Ads ruin everything they touch. Radio. TV. Magazines. Newspapers. Billboards. I could go on, but on the web ads, like they always do, started out unobtrusive. Then there were deceptive ads designed to lure you to "punch the monkey". Then more deceptively to look like an OS dialog warning of something with horrible consequences demanding immediate response luring you to install malware. Ads. Ad blockers. Ad blocker blockers. Then better ad blockers. Now this. Maybe something that will finally kill ads dead.


Original Submission

 
This discussion has been archived. No new comments can be posted.
Display Options Threshold/Breakthrough Mark All as Read Mark All as Unread
The Fine Print: The following comments are owned by whoever posted them. We are not responsible for them in any way.
  • (Score: 3, Insightful) by Grishnakh on Saturday April 15 2017, @06:19PM (4 children)

    by Grishnakh (2831) on Saturday April 15 2017, @06:19PM (#494506)
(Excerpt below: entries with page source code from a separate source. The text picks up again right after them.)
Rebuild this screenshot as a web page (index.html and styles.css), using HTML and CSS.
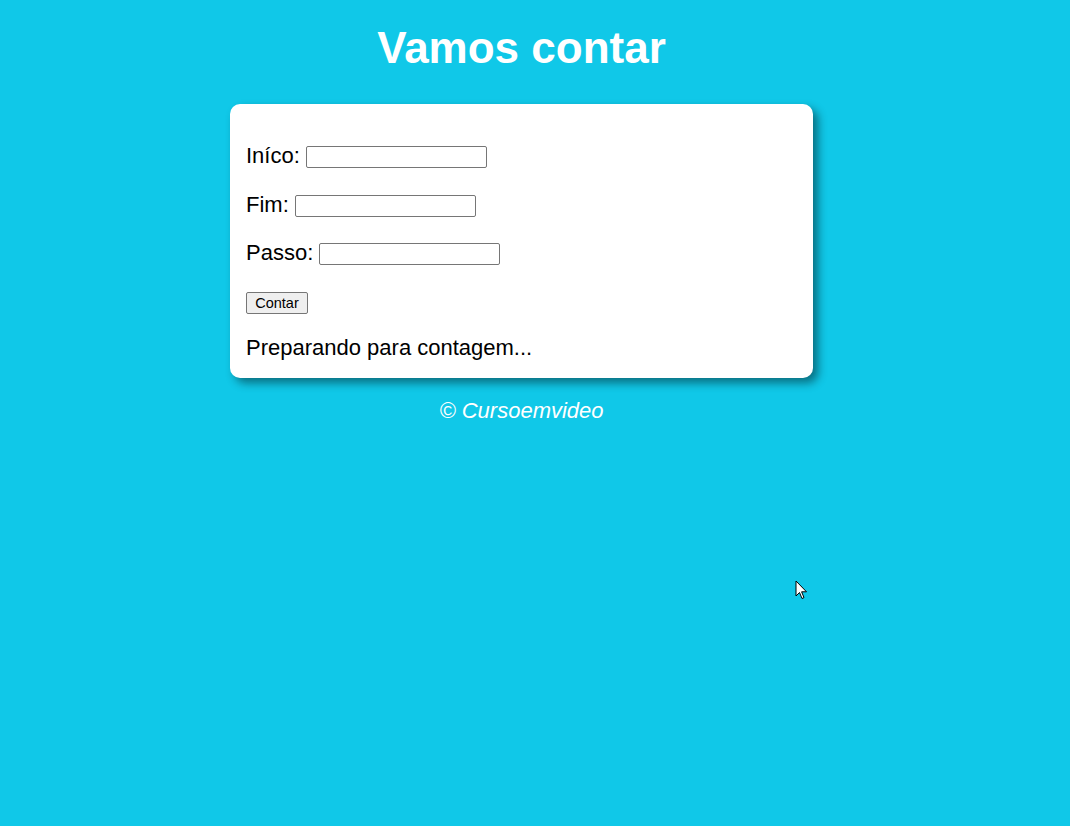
FILE: index.html
```html
<!DOCTYPE html>
<html lang="pt-BR">
<head>
<meta charset="utf-8">
<title>Vamos contar</title>
<link rel="stylesheet" href="styles.css">
</head>
<body>
<div class="page">
  <header class="head">
    <h1 class="title">Vamos contar</h1>
  </header>
  <section class="card">
    <div class="row"><label class="lbl">Iníco:</label><input class="field" type="number"></div>
    <div class="row"><label class="lbl">Fim:</label><input class="field" type="number"></div>
    <div class="row"><label class="lbl">Passo:</label><input class="field" type="number"></div>
    <div class="row"><button class="btn" type="button">Contar</button></div>
    <div class="result">Preparando para contagem...</div>
  </section>
  <footer class="foot">&copy; Cursoemvideo</footer>
</div>
<svg class="cursor" width="14" height="22" viewBox="0 0 14 22"><path d="M1 1 L1 16 L4.5 12.5 L7 18.5 L9 17.6 L6.6 11.8 L11.5 11.8 Z" fill="#fff" stroke="#000" stroke-width="1" stroke-linejoin="miter"/></svg>
</body>
</html>
```
FILE: styles.css
```css
* { box-sizing: border-box; }
html, body { margin: 0; padding: 0; }
body {
  background: #10c8e8;
  font-family: "Liberation Sans", Arial, sans-serif;
  height: 826px;
  overflow: hidden;
}
.page {
  width: 1043px;
  display: flex;
  flex-direction: column;
  align-items: center;
}
.head { padding-top: 22px; height: 104px; }
.title {
  margin: 0;
  color: #fff;
  font-size: 44px;
  font-weight: bold;
  line-height: 52px;
}
.card {
  width: 583px;
  height: 274px;
  background: #fff;
  border-radius: 10px;
  box-shadow: 5px 5px 10px rgba(0,0,0,0.45);
  padding: 42px 16px 0;
  display: flex;
  flex-direction: column;
  gap: 26.5px;
}
.row {
  display: flex;
  align-items: center;
  height: 22px;
  gap: 6px;
}
.lbl {
  font-size: 22px;
  color: #000;
  line-height: 22px;
  position: relative;
  top: -1px;
}
.field {
  width: 181px;
  height: 22px;
  border: 1px solid #767676;
  border-radius: 2px;
  background: #fff;
  margin: 0;
  padding: 1px 2px;
}
.btn {
  width: 62px;
  height: 22px;
  font-family: "Liberation Sans", Arial, sans-serif;
  font-size: 14.5px;
  background: #efefef;
  border: 1px solid #767676;
  border-radius: 2px;
  color: #000;
  padding: 0;
  margin: 0;
}
.result {
  font-size: 22px;
  line-height: 24px;
  margin-top: -4px;
  color: #000;
}
.foot {
  margin-top: 21px;
  color: #fff;
  font-style: italic;
  font-size: 22px;
  line-height: 24px;
}
.cursor {
  position: absolute;
  left: 795px;
  top: 580px;
}
```
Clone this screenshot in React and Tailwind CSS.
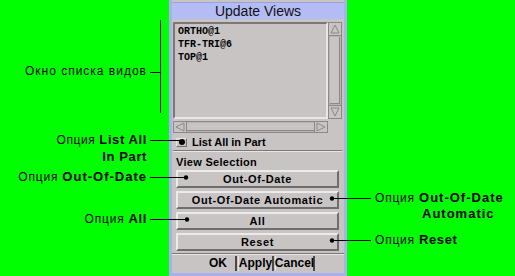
import React from "react";

const lav = "bg-[#b4bcf6]";

function Btn({ children }) {
  return (
    <div className="h-[18px] mx-[3px] flex items-center justify-center bg-[#c8c4c4] border-t-2 border-l-2 border-t-[#ecebeb] border-l-[#ecebeb] border-b-2 border-r-2 border-b-[#6f6d6d] border-r-[#6f6d6d] text-[11px] font-bold tracking-[0.6px] text-black">
      {children}
    </div>
  );
}

function Arrow({ dir }) {
  const pts = {
    up: "2,10 6,2 10,10",
    down: "2,2 6,10 10,2",
    left: "10,2 2,6 10,10",
    right: "2,2 10,6 2,10",
  }[dir];
  return (
    <svg width="12" height="12" viewBox="0 0 12 12">
      <polygon points={pts} fill="#c8c4c4" stroke="#8a8888" strokeWidth="1" />
    </svg>
  );
}

export default function App() {
  return (
    <div
      className="relative w-[515px] h-[276px] bg-[#00ff00] flex overflow-hidden"
      style={{ fontFamily: '"Liberation Sans", Arial, sans-serif' }}
    >
      <div className="w-[169px] shrink-0" />

      {/* dialog panel */}
      <div className="w-[178px] shrink-0 flex flex-col bg-[#c8c4c4] border-l-[3px] border-r-[3px] border-[#a8b0ee]">
        <div className="h-[3px] bg-[#c8c4c4] border-b border-[#9aa2e0]" />
        <div className={`h-[16px] ${lav} flex items-center justify-center text-[14px] text-[#111] leading-none`}>
          Update Views
        </div>

        <div className="flex flex-col pl-[1px] pr-[2px] pt-[3px]">
          <div className="flex h-[97px]">
            <div className="w-[155px] bg-[#c8c4c4] border-2 border-t-[#7a7878] border-l-[#7a7878] border-b-[#e8e6e6] border-r-[#e8e6e6] px-[3px] pt-[2px] flex flex-col gap-[2px] text-[10px] font-bold leading-[11px]" style={{ fontFamily: '"Liberation Mono", monospace' }}>
              <div>ORTHO@1</div>
              <div>TFR-TRI@6</div>
              <div>TOP@1</div>
            </div>
            <div className="w-[14px] flex flex-col bg-[#b8b4b4] border border-[#8a8888]">
              <div className="h-[13px] flex items-center justify-center bg-[#c8c4c4] border-b border-[#8a8888]"><Arrow dir="up" /></div>
              <div className="flex-1 mx-[1px] my-[1px] bg-[#c8c4c4] border-r border-b border-[#8a8888]" />
              <div className="h-[13px] flex items-center justify-center bg-[#c8c4c4] border-t border-[#8a8888]"><Arrow dir="down" /></div>
            </div>
          </div>

          <div className="mt-[2px] w-[155px] h-[12px] flex bg-[#b8b4b4] border border-[#8a8888]">
            <div className="w-[13px] flex items-center justify-center bg-[#c8c4c4] border-r border-[#8a8888]"><Arrow dir="left" /></div>
            <div className="flex-1 my-[1px] bg-[#c8c4c4] border-b border-[#8a8888]" />
            <div className="w-[13px] flex items-center justify-center bg-[#c8c4c4] border-l border-[#8a8888]"><Arrow dir="right" /></div>
          </div>

          <div className="mt-[4px] h-[10px] flex items-center gap-[5px] pl-[3px]">
            <div className="w-[11px] h-[9px] bg-[#c8c4c4] border border-t-[#e8e6e6] border-l-[#e8e6e6] border-b-[#6f6d6d] border-r-[#6f6d6d] flex items-center justify-center">
              <div className="w-[6px] h-[6px] rounded-full bg-black" />
            </div>
            <span className="text-[11px] font-bold leading-none">List All in Part</span>
          </div>

          <div className="mt-[3px] h-[2px] border-t border-[#7a7878] border-b border-b-[#e8e6e6]" />

          <div className="mt-[4px] pl-[3px] text-[11px] font-bold leading-[12px] tracking-[0.3px]">View Selection</div>

          <div className="mt-[2px] flex flex-col gap-[3px]">
            <Btn>Out-Of-Date</Btn>
            <Btn>Out-Of-Date Automatic</Btn>
            <Btn>All</Btn>
            <Btn>Reset</Btn>
          </div>
        </div>

        <div className="mt-[2px] h-[2px] border-t border-[#7a7878] border-b border-b-[#e8e6e6]" />
        <div className="flex-1 flex items-center justify-center gap-[1px] pb-[2px]">
          <div className="w-[36px] h-[15px] flex items-center justify-center text-[12px] font-bold border-r-2 border-[#4a4848]">OK</div>
          <div className="w-[36px] h-[15px] flex items-center justify-center text-[12px] font-bold border-l border-[#e8e6e6] border-r-2 border-r-[#4a4848]">Apply</div>
          <div className="w-[40px] h-[15px] flex items-center justify-center text-[12px] font-bold border-l border-[#e8e6e6] border-r-2 border-r-[#4a4848]">Cancel</div>
        </div>
        <div className="h-[3px] bg-[#a8b0ee]" />
      </div>

      <div className="flex-1" />

      {/* callout lines */}
      <svg className="absolute inset-0 pointer-events-none" width="515" height="276">
        <g stroke="#000" strokeWidth="1">
          <line x1="150" y1="72.5" x2="160" y2="72.5" />
          <line x1="160.5" y1="20" x2="160.5" y2="113" />
          <line x1="150" y1="140.5" x2="180" y2="140.5" />
          <line x1="150" y1="177.5" x2="186" y2="177.5" />
          <line x1="150" y1="219.5" x2="187" y2="219.5" />
          <line x1="332" y1="198.5" x2="371" y2="198.5" />
          <line x1="332" y1="240.5" x2="371" y2="240.5" />
        </g>
        <g fill="#000">
          <circle cx="186" cy="177.5" r="2.2" />
          <circle cx="187" cy="219.5" r="2.2" />
          <circle cx="332" cy="198.5" r="2.2" />
          <circle cx="332" cy="240.5" r="2.2" />
        </g>
      </svg>

      {/* callout labels */}
      <div className="absolute right-[368px] top-[65px] text-[12px] tracking-[1px] leading-none whitespace-nowrap">Окно списка видов</div>
      <div className="absolute right-[368px] top-[133px] text-[12px] leading-none whitespace-nowrap text-right">
        <span className="tracking-[0.6px]">Опция </span><span className="font-bold text-[13px] tracking-[0.6px]">List All</span>
      </div>
      <div className="absolute right-[368px] top-[150px] text-[13px] font-bold tracking-[0.6px] leading-none whitespace-nowrap">In Part</div>
      <div className="absolute right-[368px] top-[170px] text-[12px] leading-none whitespace-nowrap">
        <span className="tracking-[0.8px]">Опция </span><span className="font-bold text-[13px] tracking-[1px]">Out-Of-Date</span>
      </div>
      <div className="absolute right-[368px] top-[212px] text-[12px] leading-none whitespace-nowrap">
        <span className="tracking-[0.8px]">Опция </span><span className="font-bold text-[13px] tracking-[0.6px]">All</span>
      </div>
      <div className="absolute left-[375px] top-[191px] text-[12px] leading-none whitespace-nowrap">
        <span className="tracking-[0.8px]">Опция </span><span className="font-bold text-[13px] tracking-[1px]">Out-Of-Date</span>
      </div>
      <div className="absolute left-[422px] top-[207px] text-[13px] font-bold tracking-[1px] leading-none whitespace-nowrap">Automatic</div>
      <div className="absolute left-[375px] top-[233px] text-[12px] leading-none whitespace-nowrap">
        <span className="tracking-[0.8px]">Опция </span><span className="font-bold text-[13px] tracking-[0.6px]">Reset</span>
      </div>
    </div>
  );
}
    How did great sculptures, great paintings, great music, and great theater get made before advertising?

    Through a model called "patronage". Rich people paid the artists to make stuff for them. It worked out well if you were one of the very best artists, but it didn't exactly support a lot of arts, because there were only a small number of people that rich. Most people were dirt poor.
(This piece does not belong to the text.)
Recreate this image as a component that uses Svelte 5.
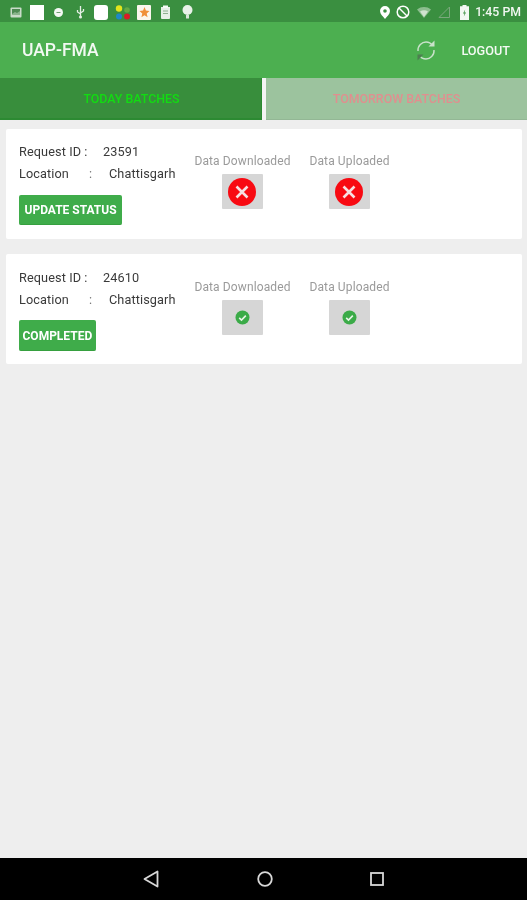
<script>
  const batches = [
    { id: "23591", location: "Chattisgarh", action: "UPDATE STATUS", done: false },
    { id: "24610", location: "Chattisgarh", action: "COMPLETED", done: true }
  ];
</script>

<div class="screen">
  <div class="statusbar">
    <div class="notifs">
      <svg class="n-img" width="12" height="11" viewBox="0 0 12 11"><rect x="0.5" y="0.5" width="11" height="10" rx="1" fill="#c9dcc9"/><path d="M2 2h8v5H2z" fill="#4d8a52"/><path d="M2 7l3-2 2 1 3-2v4H2z" fill="#8ab58c"/></svg>
      <span class="blank sq"></span>
      <svg class="n-dot" width="9" height="9" viewBox="0 0 9 9"><circle cx="4.5" cy="4.5" r="4.5" fill="#f4f8f4"/><path d="M2.5 4.5h4" stroke="#6f9f72" stroke-width="1"/></svg>
      <svg class="n-usb" width="9" height="14" viewBox="0 0 9 14"><path d="M4.5 1v12M4.5 9L1.5 7V5M4.5 8L7.5 6V4" fill="none" stroke="#e6f0e6" stroke-width="1.3"/><circle cx="4.5" cy="12" r="1.5" fill="#e6f0e6"/></svg>
      <span class="blank rnd"></span>
      <svg class="n-apps" width="16" height="15" viewBox="0 0 16 15"><circle cx="4" cy="3.5" r="3.2" fill="#e4e41c"/><circle cx="12" cy="5" r="2.8" fill="#64a844"/><circle cx="4" cy="11.5" r="3" fill="#1e88c8"/><circle cx="12" cy="11.5" r="3" fill="#d81c28"/></svg>
      <svg class="n-star" width="14" height="15" viewBox="0 0 14 15"><rect width="14" height="15" rx="1" fill="#fbf6ee"/><path d="M7.5 2l1.4 3.6 3.6.4-2.8 2.4.9 3.8-3.1-2-3.1 2 .9-3.8L2.500 6l3.600-.4z" fill="#f0903a"/></svg>
      <svg class="n-clip" width="11" height="14" viewBox="0 0 11 14"><path d="M1 2h9v11a1 1 0 0 1-1 1H2a1 1 0 0 1-1-1z" fill="#e6efe6"/><path d="M3 0.500h5v2.500H3z" fill="#f6faf6"/><path d="M3 6h5M3 8.500h5" stroke="#8db08f"/></svg>
      <svg class="n-bulb" width="11" height="14" viewBox="0 0 11 14"><circle cx="5.500" cy="5" r="5" fill="#e8f2e8"/><path d="M4 10h3v3.500H4z" fill="#d8e6d8"/></svg>
    </div>
    <div class="sys">
      <svg class="s-pin" width="10" height="13" viewBox="0 0 10 13"><path fill-rule="evenodd" d="M5 0a5 5 0 0 1 5 5c0 3-3 5.500-5 8-2-2.500-5-5-5-8a5 5 0 0 1 5-5zm0 3.200a1.800 1.800 0 1 0 0 3.600 1.800 1.800 0 0 0 0-3.600z" fill="#fff"/></svg>
      <svg width="14" height="14" viewBox="0 0 14 14"><circle cx="7" cy="7" r="5.800" fill="none" stroke="#fff" stroke-width="1.500"/><path d="M3 3l8 8" stroke="#fff" stroke-width="1.500"/></svg>
      <svg width="14" height="11" viewBox="0 0 14 11"><path d="M0 2.500C4 -.8 10 -.8 14 2.500L7 11z" fill="#8cbd8e"/><path d="M3 4.500c2.500-1.600 5.500-1.600 8 0L7 10z" fill="#cfe3cf"/></svg>
      <svg class="s-tri" width="12" height="12" viewBox="0 0 12 12"><path d="M11.500 1v10.500H1z" fill="none" stroke="#7aa87c" stroke-width="1"/></svg>
      <svg width="9" height="15" viewBox="0 0 9 15"><path fill-rule="evenodd" d="M2.500 0h4v1.300H9V15H0V1.300h2.500z" fill="#f4f8f4"/><path d="M5.200 4.500L3 8.500h1.500l-.7 3L6 7.500H4.500z" fill="#3b8d40"/></svg>
      <span class="clock">1:45 PM</span>
    </div>
  </div>

  <header class="toolbar">
    <span class="title">UAP-FMA</span>
    <div class="actions">
      <svg width="22" height="23" viewBox="0 0 22 23"><g fill="none" stroke="#c9e2ca" stroke-width="1.400"><path d="M3 12C2.500 6.500 7 3 11 3c3 0 5 1.200 6.500 3.500"/><path d="M19 11c.5 5.500-4 9-8 9-3 0-5-1.200-6.500-3.500"/></g><path d="M19.500 1.500v6h-6z" fill="#c9e2ca"/><path d="M2.500 21.500v-6h6z" fill="#4d7f50"/></svg>
      <span class="logout">LOGOUT</span>
    </div>
  </header>

  <nav class="tabs">
    <div class="tab today">TODAY BATCHES</div>
    <div class="tab tomorrow">TOMORROW BATCHES</div>
  </nav>

  <main class="list">
    {#each batches as b}
      <section class="card" class:done={b.done}>
        <div class="info">
          <div class="line"><span class="k-id">Request ID :</span><span class="v-id">{b.id}</span></div>
          <div class="line"><span class="k-loc">Location</span><span class="colon">:</span><span class="v-loc">{b.location}</span></div>
          <span class="btn">{b.action}</span>
        </div>
        {#each ["Data Downloaded", "Data Uploaded"] as label}
          <div class="state" class:up={label === "Data Uploaded"}>
            <span class="state-label">{label}</span>
            <span class="box">
              {#if b.done}
                <svg width="15" height="15" viewBox="0 0 15 15"><circle cx="7.500" cy="7.500" r="7" fill="#3bab48"/><path d="M4.200 7.800l2.300 2.200 4.300-4.400" fill="none" stroke="#e8f5e8" stroke-width="1.600"/></svg>
              {:else}
                <svg class="cross" width="28" height="28" viewBox="0 0 28 28"><circle cx="14" cy="14" r="14" fill="#f80a12"/><path d="M8.500 8.500l11 11M19.500 8.500l-11 11" stroke="#f6dfe2" stroke-width="2.600"/></svg>
              {/if}
            </span>
          </div>
        {/each}
      </section>
    {/each}
  </main>

  <footer class="navbar">
    <svg class="back" width="16" height="18" viewBox="0 0 16 18"><path d="M14.500 1.500v15L1.500 9z" fill="none" stroke="#d8d8d8" stroke-width="1.800" stroke-linejoin="round"/></svg>
    <svg width="16" height="16" viewBox="0 0 16 16"><circle cx="8" cy="8" r="6.800" fill="none" stroke="#d8d8d8" stroke-width="1.800"/></svg>
    <svg width="14" height="14" viewBox="0 0 14 14"><rect x="1" y="1" width="12" height="12" fill="none" stroke="#d8d8d8" stroke-width="1.800"/></svg>
  </footer>
</div>

<style>
  :global(body) {
    margin: 0;
    background: #eeeeee;
  }
  .screen {
    width: 527px;
    height: 900px;
    display: flex;
    flex-direction: column;
    font-family: Roboto, "Liberation Sans", sans-serif;
    background: #eeeeee;
    overflow: hidden;
    filter: blur(0.5px);
  }
  .statusbar {
    height: 22px;
    flex: none;
    background: #3a8f40;
    display: flex;
    align-items: center;
    justify-content: space-between;
    padding: 2px 6px 0 10px;
    box-sizing: border-box;
  }
  .notifs,
  .sys {
    display: flex;
    align-items: center;
  }
  .notifs svg,
  .notifs span,
  .sys svg {
    flex: none;
  }
  .blank {
    background: #fff;
    display: block;
    height: 15px;
    width: 14px;
  }
  .sq { margin-left: 8px; }
  .rnd { margin-left: 9px; border-radius: 3px; }
  .n-dot { margin-left: 10px; }
  .n-usb { margin-left: 13px; }
  .n-apps { margin-left: 7px; }
  .n-star { margin-left: 6px; }
  .n-clip { margin-left: 9px; }
  .n-bulb { margin-left: 11px; }
  .sys { gap: 7px; }
  .s-pin { margin-right: -1px; }
  .s-tri { margin-right: 3px; }
  .clock {
    color: #f2f7f2;
    font-size: 12.300px;
    font-weight: 500;
    margin-left: -1px;
  }
  .toolbar {
    height: 56px;
    flex: none;
    background: #4caf50;
    display: flex;
    align-items: center;
    justify-content: space-between;
    padding: 0 17px 0 22px;
    box-sizing: border-box;
    color: #fff;
  }
  .title {
    font-size: 17.500px;
    font-weight: 500;
    color: #f2f9f2;
  }
  .actions {
    display: flex;
    align-items: center;
    gap: 24px;
  }
  .logout {
    font-size: 12.700px;
    font-weight: 500;
    color: #f4faf4;
  }
  .tabs {
    height: 42px;
    flex: none;
    display: flex;
    gap: 4px;
    background: #f4f4f4;
  }
  .tab {
    display: flex;
    align-items: center;
    justify-content: center;
    font-size: 12.400px;
    font-weight: 500;
    box-sizing: border-box;
  }
  .today {
    width: 262px;
    flex: none;
    padding-left: 2px;
    background: #388e3c;
    color: #12dc12;
    border-bottom: 2px solid #2c8a32;
    border-right: 1px solid #2c8a32;
  }
  .tomorrow {
    flex: 1;
    background: #9cc39e;
    color: #e08f8f;
    border-bottom: 1px solid #93b795;
  }
  .list {
    flex: 1;
    display: flex;
    flex-direction: column;
    gap: 15px;
    padding: 9px 5px 0 6px;
  }
  .card {
    height: 110px;
    box-sizing: border-box;
    background: #fff;
    border-radius: 2px;
    display: flex;
    padding: 11px 13px 0;
  }
  .card.done {
    padding-top: 12px;
  }
  .info {
    width: 175px;
    flex: none;
    display: flex;
    flex-direction: column;
  }
  .line {
    height: 22px;
    display: flex;
    align-items: center;
    font-size: 12.700px;
    color: #3a3a3a;
    letter-spacing: 0.1px;
    white-space: nowrap;
  }
  .k-id { width: 84px; }
  .k-loc { width: 70px; }
  .colon { width: 20px; color: #777; }
  .btn {
    margin-top: 11px;
    width: fit-content;
    height: 30px;
    display: flex;
    align-items: center;
    padding: 1px 5.500px 0;
    background: #3fac4a;
    border-radius: 2px;
    border-bottom: 1px solid #36a03f;
    box-sizing: border-box;
    color: #fff;
    font-size: 12px;
    font-weight: 700;
    white-space: nowrap;
  }
  .done .btn {
    margin-top: 10px;
    height: 31px;
    padding: 1px 3.500px 0;
  }
  .state {
    width: 97px;
    display: flex;
    flex-direction: column;
    align-items: center;
    padding-top: 14px;
  }
  .state.up {
    width: 81px;
    margin-left: 18px;
  }
  .state-label {
    font-size: 12px;
    line-height: 14px;
    color: #9a9a9a;
    letter-spacing: 0.12px;
    white-space: nowrap;
  }
  .box {
    margin-top: 6px;
    width: 41px;
    height: 35px;
    background: #d6d6d6;
    border-radius: 1px;
    display: flex;
    align-items: center;
    justify-content: center;
  }
  .cross {
    margin-left: -1px;
  }
  .navbar {
    height: 42px;
    flex: none;
    background: #000;
    display: flex;
    align-items: center;
    justify-content: center;
    gap: 97px;
  }
  .back {
    margin: 0 1px 0 -1px;
  }
</style>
    They've tried this model on the internet, with things like "Patreon". It doesn't work (or maybe I should say, it doesn't scale). A tiny number of people might make a living off their artwork that way, a much larger number will make some extra spending money (but nowhere near enough to live on), and that's it. Some non-profit stuff gets funded that way: an example is the Star Trek fan-made series such as Star Trek Continues. But no one's making any kind of money to live on there (it's explicitly disallowed by Paramount); all the money goes solely to fund the production work (sets, post-processing, etc.), so all the actors and talent and even construction workers are just unpaid volunteers. There just aren't that many people willing to donate to artists (or journalists) they like. So we have things like paywalls on news sites now to try to force people to pay, through subscriptions (rather than commissions or one-time donations). Time will tell if those are successful, but I suspect not.
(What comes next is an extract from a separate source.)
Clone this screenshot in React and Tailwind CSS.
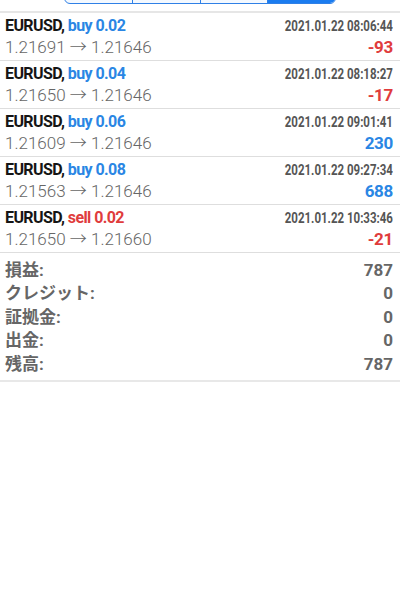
import React from "react";

const trades = [
  { side: "buy", lot: "0.02", time: "2021.01.22 08:06:44", from: "1.21691", to: "1.21646", pl: "-93" },
  { side: "buy", lot: "0.04", time: "2021.01.22 08:18:27", from: "1.21650", to: "1.21646", pl: "-17" },
  { side: "buy", lot: "0.06", time: "2021.01.22 09:01:41", from: "1.21609", to: "1.21646", pl: "230" },
  { side: "buy", lot: "0.08", time: "2021.01.22 09:27:34", from: "1.21563", to: "1.21646", pl: "688" },
  { side: "sell", lot: "0.02", time: "2021.01.22 10:33:46", from: "1.21650", to: "1.21660", pl: "-21" },
];

const summary = [
  ["損益:", "787"],
  ["クレジット:", "0"],
  ["証拠金:", "0"],
  ["出金:", "0"],
  ["残高:", "787"],
];

export default function App() {
  return (
    <div
      className="w-[400px] h-[600px] bg-white overflow-hidden"
      style={{ fontFamily: 'Roboto, "Noto Sans CJK JP", sans-serif' }}
    >
      <div className="h-[11px] flex justify-center items-end overflow-hidden">
        <div className="flex w-[272px] h-[30px] mb-[7px] border border-[#2f80e6] rounded-[6px] overflow-hidden bg-[#f4f9ff]">
          <div className="flex-1 border-r border-[#2f80e6]" />
          <div className="flex-1 border-r border-[#2f80e6]" />
          <div className="flex-1 border-r border-[#2f80e6]" />
          <div className="flex-1 bg-[#1a7cf0]" />
        </div>
      </div>
      <div className="h-[2px] bg-[#e6e6e6]" />
      {trades.map((t, i) => (
        <div key={i} className="h-[48px] border-b border-[#dedede] pl-[5px] pr-[7px] pt-[2px]">
          <div className="flex justify-between items-center h-[22px]">
            <div className="text-[16px] font-bold tracking-[-0.6px] text-[#151515]">
              EURUSD,{" "}
              <span className={t.side === "buy" ? "text-[#2a86e4]" : "text-[#e03c3c]"}>
                {t.side} {t.lot}
              </span>
            </div>
            <div className="inline-block whitespace-nowrap text-[14px] font-bold text-[#555] scale-x-[0.82] origin-right">
              {t.time}
            </div>
          </div>
          <div className="flex justify-between items-center h-[22px]">
            <div className="text-[17px] font-light text-[#666]">
              {t.from} → {t.to}
            </div>
            <div
              className={
                "text-[17px] font-bold tracking-[-0.3px] " +
                (t.pl.startsWith("-") ? "text-[#e03c3c]" : "text-[#2a86e4]")
              }
            >
              {t.pl}
            </div>
          </div>
        </div>
      ))}
      <div className="pl-[5px] pr-[7px] pt-[6px] pb-[4px] border-b-2 border-[#e8e8e8]">
        {summary.map(([k, v], i) => (
          <div key={i} className="flex justify-between items-center h-[23.4px] text-[17px] font-bold text-[#666]">
            <span>{k}</span>
            <span>{v}</span>
          </div>
        ))}
      </div>
    </div>
  );
}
    Starting Score:    1  point
    Moderation   +1  
       Insightful=1, Total=1
    Extra 'Insightful' Modifier   0  
    Karma-Bonus Modifier   +1  

    Total Score:   3  
  • (Score: 2) by kaszz on Saturday April 15 2017, @06:23PM

    by kaszz (4211) on Saturday April 15 2017, @06:23PM (#494509) Journal

    There are groups of journalists that live good of donations alone. But the bar to accomplish that is to deliver something that is really worthwhile to read.

    Kickstarter perhaps is another path were a working pay can be made.

  • (Score: 1, Informative) by Anonymous Coward on Saturday April 15 2017, @06:53PM

    by Anonymous Coward on Saturday April 15 2017, @06:53PM (#494520)

    Works made by people that know the material and love their craft and want to share will survive. A hobby might not pay the bills but that's not really the point of hobbies. If you can't make a living doing something, then maybe that something doesn't quality as a paying job - that would be about 90% of the blogs, youtube videos, and general crap on the 'net.

  • (Score: 0) by Anonymous Coward on Saturday April 15 2017, @07:12PM

    by Anonymous Coward on Saturday April 15 2017, @07:12PM (#494529)

    That sounds like a Republican's wet dream healthcare plan.

  • (Score: 1, Interesting) by Anonymous Coward on Saturday April 15 2017, @10:59PM

    by Anonymous Coward on Saturday April 15 2017, @10:59PM (#494580)

    Through a model called "patronage". Rich people paid the artists to make stuff for them. It worked out well if you were one of the very best artists, but it didn't exactly support a lot of arts, because there were only a small number of people that rich. Most people were dirt poor.

    So it wouldn't have supported the mass-production of autotune pop? Cry me a river.

    Looking back, "didn't exactly support a lot of arts" really was a problem, because it means that a lot of the culture was only available to the 1% -- but when you can infinitely, losslessly replicate almost every kind of art, you don't need "a lot of arts". Haven't you heard idiots complaining about "peak TV", the idea being that there's too much new art produced now to even keep up with all the worthwhile stuff, let alone have time to delve into anything from before they were born? And IMO that is an idiotic thing to whine about, but it still goes to show we can certainly live with a lot less quantity.

    They've tried this model on the internet, with things like "Patreon". It doesn't work (or maybe I should say, it doesn't scale).

    So it works without rich people (given the right infrastructure to allow consolidating large numbers of tiny payments from poor people), and it only supports interesting things, rather than the commoditized churn (I mentioned music, but think hollywood blockbusters, too) that is so much of our pop culture today? Sounds great!

    Also, even if you're right that it fails to scale (and I think it may be a little early to state that conclusively -- Patreon has been around for 4 whole years, and Kickstarter for 8), it's important to note that it's failing when competing with deeply entrenched players in each content industry that "everyone knows" are the way things get done -- it doesn't prove it wouldn't scale in the absence of those players.